To na pewno prowadzenie zajęć w taki sposób aby nie stanowiły one przeszkody w nauce i zdobywaniu wykształcenia. Sam bardzo często powtarzam, że treningi nie mogą stanowić przeszkody w nauce i świetnie byłoby kiedyś usłyszeć utytułowanego zawodnika lub zawodniczkę JUDO, która prowadzi np. skomplikowane zabiegi medyczne czy jest znakomitym prawnikiem. Taki jest właśnie cel jaki stawiam przed zawodnikami, przede wszystkim nauka, ale i oczywiście treningi, które kiedyś mogą doprowadzić ich do wielkiego sukcesu, może olimpiady , która jest marzeniem każdego sportowca.

Jakie słowa zachęty skierujesz do osób zainteresowanych trenowaniem judo?

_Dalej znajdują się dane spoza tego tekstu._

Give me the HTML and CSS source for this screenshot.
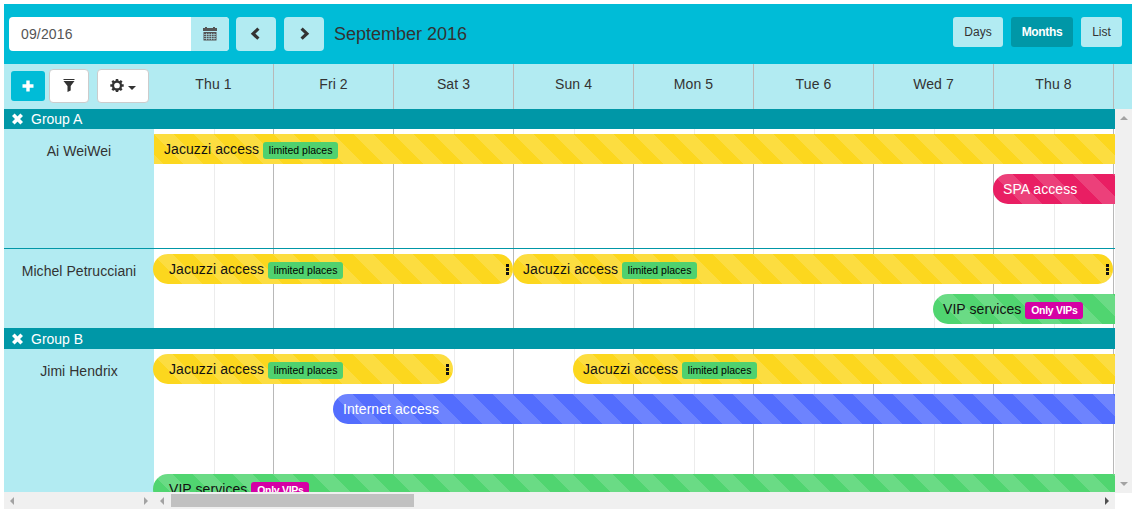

Myślę, że do uprawiania sportu, a tym bardziej JUDO nie powinno się nikogo w szczególny sposób zachęcać. Trzeba najzwyczajniej spróbować, przyjść i sprawdzić czy dana dyscyplina sportu akurat jest dedykowana dla mnie. Przede wszystkim nie wolno się zniechęcać.

Jak pogodziłeś służbę w Policji z treningami i pracą trenera?
Służba w Policji i praca trenera absorbuje wiele mojego czasu, czasami kosztem życia osobistego (i tu raz jeszcze ukłony w stronę mojej małżonki). Komendant Powiatowy Policji w Bochni, mł. insp. mgr Mariusz Dymura, który z powodzeniem sam niejednokrotnie brał udział w treningach judo zawsze wspiera mnie i klub, w którym trenuję. To wsparcie jest bardzo ważne ponieważ wiem, że to co robię po pracy jest również doceniane przez przełożonych. Komendant sam niejednokrotnie powtarza „Grzesiek - ty przestań tyle trenować, bo się chłopie zajedziesz”, czemu towarzyszy śmiech, a później przychodzą pytania co u nas w sekcji, a o samych wynikach nie muszę mówić, bo śledzi je na bieżąco.